Collins's outright views on India are not recorded, but his accounting of the Storming of Seringapatam does seem to paint the British troops in a rather barbarous light. His comments on the subject are subtle and easy to read into, and none were enough to bring the full wrath of Dickens on his head.
Although. Dickens reviewed and closely edited The Moonstone six months before it began its serial run in All the Year Round, and he gave his sub-editor W.H. Wills a very favourable review of the story. A year later, as the novel drew to a close, Dickens quite reversed his opinion, saying "The construction is wearisome beyond endurance, and there is a vein of obstinate conceit in it that makes enemies of readers." People have puzzled over Dickens's reversal of opinion, but my introduction suggests it may have something to do with Wilkie's preface to 1868 complete edition.

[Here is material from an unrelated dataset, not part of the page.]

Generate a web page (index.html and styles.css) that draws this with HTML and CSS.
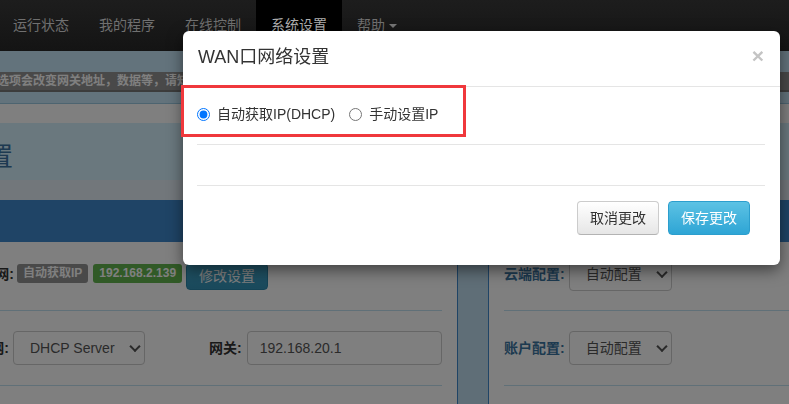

Dickens wouldn't have seen this until he received his early, complimentary copy of the full story, which was to be published by a different company. Meaning, Dickens had no control over what Collins wrote. In the preface, Collins speaks of the famous Koh-i-Noor (or Mountain of Light) diamond, which was taken from India and sits in the Queen's crown.
|It's the huge one in the middle there.|
In the preface, Collins says "The famous Koh-i-Noor is also supposed to have been one of the sacred gems of India; and, more than this, to have been the subject of a prediction, which prophesied certain misfortune to the persons who should divert it from its ancient uses." The Queen of England cursed. The jewel in the crown tainted. Collins was sayin' some stuff. My introduction doubts, however, that Collins was writing The Moonstone as an anti-Imperial text. He presents too many viewpoints, literally and politically, for us to say for sure what his opinion was.
Sutherland, John. Introduction. The Moonstone. By Wilkie Collins. 1868. New York: Oxford University Press, 1999. vii-xxix.